Поражает неожиданное сравнение позеленевшей бронзы с листом лавровым. Намеренное снижение стиля до сарказма преображает классический лавровый венец поэта в приправу для похлебки. Нельзя не вспомнить тут «Потерю ореола» Бодлера из его «Маленьких поэм в прозе»8, как и исключить усиленный намек на Лауру-лавр Петрарки; следует также отметить еще один жест Бродского по отношению к Монтале — почти дословную метафору из его «Доры Маркус»:


          Вечнозеленый
лавр для приправ остается9.

Пустыня и чаща из второго стиха второго четверостишия отсылают нас соответственно к пушкинскому «Пророку» и «Божественной Комедии» Данте. Вместе с тем сходство летящей стрелы («ты стремительно движешься…») с судьбой изгнанного с родины поэта-скитальца очевидно.

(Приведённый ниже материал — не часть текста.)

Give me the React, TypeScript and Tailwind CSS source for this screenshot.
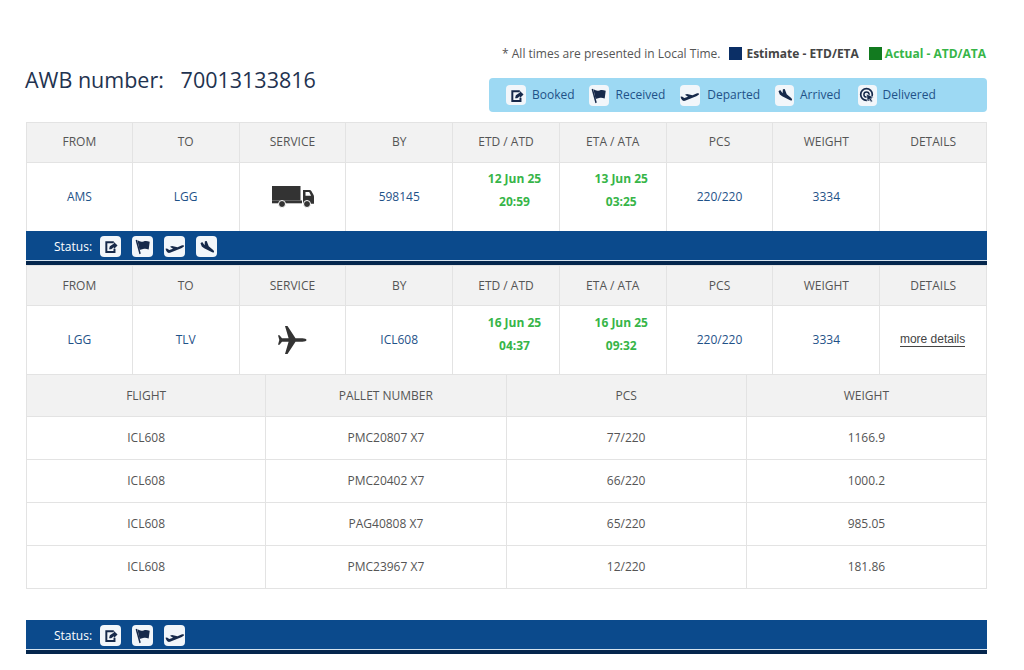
import React from "react";

const F = '[font-family:"Open_Sans",sans-serif]';
const C = "#16294a";

function Booked() {
  return (
    <svg viewBox="0 0 16 16" className="w-[15px] h-[15px]">
      <path d="M2.500 2.500h9v2H4.600v8.300h6.600v-2.400h2.100v4.500h-10.800z" fill={C} />
      <path d="M6.500 11l.8-3.200 4.400-3V3.200L15.500 7l-3.800 3.600V8.900l-3 2.100z" fill={C} />
    </svg>
  );
}
function Flag() {
  return (
    <svg viewBox="0 0 16 16" className="w-[17px] h-[17px]">
      <path d="M1.500 2.200l1.300-.5 3.600 13-1.300.5z" fill={C} />
      <path d="M3.200 2.200c2.300 1.400 3.800 1.500 5.800 1 1.800-.4 3.400-.4 5.800.4l-1 7.200c-2.300-.9-3.800-.8-5.300-.4-1.300.3-2.200.5-3.200.8z" fill={C} />
    </svg>
  );
}
function Departed() {
  return (
    <svg viewBox="0 0 20 16" className="w-[20px] h-[16px]">
      <path d="M.5 9.800l1.500-.4 2.300 1.600 3.700-1.300-3-2 2-.6 5.500 1.200 4-1.700c1.300-.6 2.400-.5 2.600.2.200.7-.8 1.500-2.200 2.100L5 13.800c-1.800.5-3.400-.4-4.500-4z" fill={C} />
    </svg>
  );
}
function Arrived() {
  return (
    <svg viewBox="0 0 16 16" className="w-[16px] h-[16px]">
      <path d="M1.500 4.200L3.200 3l2.400 3.200.3-3.900L7.700 2l2 5.300 4.200 3.400c1.100.9 1.500 2 1 2.500-.5.500-1.700.2-2.800-.4L5.200 9.300 2.800 7.500z" fill={C} />
    </svg>
  );
}
function Delivered() {
  return (
    <svg viewBox="0 0 16 16" className="w-[16px] h-[16px]">
      <circle cx="7.500" cy="7.500" r="5.800" fill="none" stroke={C} strokeWidth="1.700" />
      <circle cx="7.500" cy="7.500" r="2.600" fill="none" stroke={C} strokeWidth="1.500" />
      <path d="M7.500 7l7 3.200-2.700 1.100 1.700 3-1.600.9-1.600-3-2 1.800z" fill={C} stroke="#eef6fb" strokeWidth=".6" />
    </svg>
  );
}
function Truck() {
  return (
    <svg viewBox="0 0 42 22" className="w-[42px] h-[22px] ml-[1px]">
      <rect x="0" y="0" width="28.500" height="14.500" fill="#333" />
      <rect x="0" y="14.500" width="30" height="2.800" fill="#333" />
      <path d="M31 4h6.500c.9 0 1.500.4 2 1.200l1.800 3.400c.4.700.7 1.300.7 2.100v7.100H31z" fill="#333" />
      <path d="M33.500 6h3.700l1.900 3.800h-5.600z" fill="#fff" />
      <circle cx="10" cy="18" r="3.500" fill="#333" stroke="#fff" strokeWidth="1" />
      <circle cx="35" cy="18" r="3.500" fill="#333" stroke="#fff" strokeWidth="1" />
    </svg>
  );
}
function Plane() {
  return (
    <svg viewBox="0 0 30 30" className="w-[30px] h-[30px]">
      <path d="M29.500 15c0-.9-2-1.700-4-1.700h-7L10.500 1H8l3.600 12.300H5L2.500 10.300H1L2.300 15 1 19.700h1.500L5 16.700h6.600L8 29h2.500l8-12.300h7c2 0 4-.8 4-1.700z" fill="#333" />
    </svg>
  );
}

function IconBox({ children, size = "w-[21px] h-[21px]" }: { children: React.ReactNode; size?: string }) {
  return <span className={`${size} bg-[#f2f6fa] rounded-[4px] flex items-center justify-center shrink-0`}>{children}</span>;
}

const Head = ["FROM", "TO", "SERVICE", "BY", "ETD / ATD", "ETA / ATA", "PCS", "WEIGHT", "DETAILS"];

function Cell({ children, cls = "" }: { children?: React.ReactNode; cls?: string }) {
  return <div className={`flex items-center justify-center border-r border-[#e3e3e3] first:border-l ${cls}`}>{children}</div>;
}

function Time({ d, t, cls }: { d: string; t: string; cls: string }) {
  return (
    <div className={`text-center font-bold text-[12px] text-[#37b548] leading-[23px] pl-[17px] ${cls}`}>
      <div>{d}</div>
      <div>{t}</div>
    </div>
  );
}

function Shipment({ from, to, icon, by, etd, etdT, eta, etaT, details, headCls = "", timeCls }: { from: string; to: string; icon: React.ReactNode; by: string; etd: string; etdT: string; eta: string; etaT: string; details?: React.ReactNode; headCls?: string; timeCls: string }) {
  const Link = "text-[#1f5288] text-[12px]";
  return (
    <div>
      <div className="grid grid-cols-9 h-[41px] bg-[#f2f2f2] border-y border-[#e3e3e3] text-[12px] text-[#555]">
        {Head.map((h) => <Cell key={h} cls={headCls}>{h}</Cell>)}
      </div>
      <div className="grid grid-cols-9 h-[68px] bg-white">
        <Cell cls={Link}>{from}</Cell>
        <Cell cls={Link}>{to}</Cell>
        <Cell>{icon}</Cell>
        <Cell cls={Link}>{by}</Cell>
        <Cell><Time d={etd} t={etdT} cls={timeCls} /></Cell>
        <Cell><Time d={eta} t={etaT} cls={timeCls} /></Cell>
        <Cell cls={Link}>220/220</Cell>
        <Cell cls={Link}>3334</Cell>
        <Cell>{details}</Cell>
      </div>
    </div>
  );
}

function Status({ icons }: { icons: React.ReactNode[] }) {
  return (
    <div className="bg-[#0b4a8c]">
      <div className="h-[29px] flex items-center pl-[28px] pt-[2px] gap-[11px]">
        <span className="text-white text-[12px] mr-[-3px]">Status:</span>
        {icons.map((ic, i) => <IconBox key={i}>{ic}</IconBox>)}
      </div>
      <div className="h-[1px] bg-[#d5e3ef]" />
      <div className="h-[4px] bg-[#04264d]" />
    </div>
  );
}

const pallets = [
  ["ICL608", "PMC20807 X7", "77/220", "1166.9"],
  ["ICL608", "PMC20402 X7", "66/220", "1000.2"],
  ["ICL608", "PAG40808 X7", "65/220", "985.05"],
  ["ICL608", "PMC23967 X7", "12/220", "181.86"],
];

export default function App() {
  return (
    <div className={`${F} w-[1024px] h-[670px] overflow-hidden bg-white pt-[45px] pl-[26px] pr-[37px] text-[#555]`}>
      <div className="flex justify-between h-[77px]">
        <div className="pt-[20px] text-[21.500px] text-[#1f3350] ml-[-1px] whitespace-pre leading-[29px]">AWB number:   70013133816</div>
        <div className="flex flex-col items-end">
          <div className="flex items-center h-[17px] text-[12px] whitespace-nowrap mr-[1px]">
            <span className="text-[#555]">* All times are presented in Local Time.</span>
            <span className="w-[13px] h-[13px] bg-[#0b2f66] ml-[9px] mr-[4px]" />
            <span className="font-bold text-[#444]">Estimate - ETD/ETA</span>
            <span className="w-[13px] h-[13px] bg-[#127a1f] ml-[10px] mr-[3px]" />
            <span className="font-bold text-[#37b548]">Actual - ATD/ATA</span>
          </div>
          <div className="mt-[16px] w-[498px] h-[34px] bg-[#9dd9f3] rounded-[4px] flex items-center pl-[17px] text-[12px] text-[#1f5288]">
            <IconBox size="w-[20px] h-[20px]"><Booked /></IconBox>
            <span className="ml-[6px]">Booked</span>
            <span className="ml-[14px]"><IconBox size="w-[20px] h-[21px]"><Flag /></IconBox></span>
            <span className="ml-[7px]">Received</span>
            <span className="ml-[15px]"><IconBox size="w-[20px] h-[21px]"><Departed /></IconBox></span>
            <span className="ml-[7px]">Departed</span>
            <span className="ml-[15px]"><IconBox size="w-[19px] h-[21px]"><Arrived /></IconBox></span>
            <span className="ml-[6px]">Arrived</span>
            <span className="ml-[17px]"><IconBox size="w-[19px] h-[21px]"><Delivered /></IconBox></span>
            <span className="ml-[6px]">Delivered</span>
          </div>
        </div>
      </div>

      <Shipment from="AMS" to="LGG" icon={<Truck />} by="598145" etd="12 Jun 25" etdT="20:59" eta="13 Jun 25" etaT="03:25" headCls="pb-[2px]" timeCls="pb-[14px]" />
      <Status icons={[<Booked key="a" />, <Flag key="b" />, <Departed key="c" />, <Arrived key="d" />]} />
      <Shipment from="LGG" to="TLV" icon={<Plane />} by="ICL608" etd="16 Jun 25" etdT="04:37" eta="16 Jun 25" etaT="09:32" timeCls="pb-[12px]"
        details={<span className='[font-family:"Liberation_Sans",sans-serif] text-[12px] text-[#444] border-b border-[#444] leading-[13px] -mt-[1px] -ml-[1px]'>more details</span>} />

      <div className="border-y border-[#e3e3e3] text-[12px] text-[#555]">
        <div className="grid grid-cols-4 h-[41px] bg-[#f2f2f2]">
          {["FLIGHT", "PALLET NUMBER", "PCS", "WEIGHT"].map((h) => <Cell key={h}>{h}</Cell>)}
        </div>
        {pallets.map((r) => (
          <div key={r[1]} className="grid grid-cols-4 h-[43px] border-t border-[#e3e3e3]">
            {r.map((v, i) => <Cell key={i}>{v}</Cell>)}
          </div>
        ))}
      </div>

      <div className="mt-[31px]">
        <Status icons={[<Booked key="a" />, <Flag key="b" />, <Departed key="c" />]} />
      </div>
    </div>
  );
}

И вновь историческое время, прошлое-настоящее, сжимается, становясь средоточием личного, интимного, возвращает к началу, к женщине, которой стихотворение посвящено. Образ горсти, ладони, домашнего тепла, гнезда вступает в противоречие с «ледяной гладью» неба, забирающего жизнь, чьи осколки «тают в ладони» («Осенний крик ястреба»). Время-Хронос враждебно человеческой жизни; века, история, прошлое угрожают «настоящему», его непостоянству, загадочности и, более всего, тому, что оно преходяще». Именно этим словом завершается стихотворение, и обращение поэта к краткой форме причастия от глагола несовершенного вида преходить не кажется здесь случайным.

Перевод с итальянского Евгения Солоновича

 

Примечания

Данная статья на языке оригинала выходит в сборнике «Venezia per Brodskij», включающем материалы симпозиума, прошедшего в рамках празднования 60-летия Иосифа Бродского в Венеции 24—26 мая 2000 г.

 

1 Пер. С.В. Шервинского.

2 Эткинд Е. Поэзия как система конфликтов / Эткинд Е. Материя стиха. Paris, 1978. С. 115.

3 Строки из стихотворения итальянского поэта даны в подстрочном переводе.

4 Бродский, чей интерес к поэзии Монтале известен, посвятил последнему эссе «В тени Данте» и полные глубокого понимания строки в «Набережной неисцелимых».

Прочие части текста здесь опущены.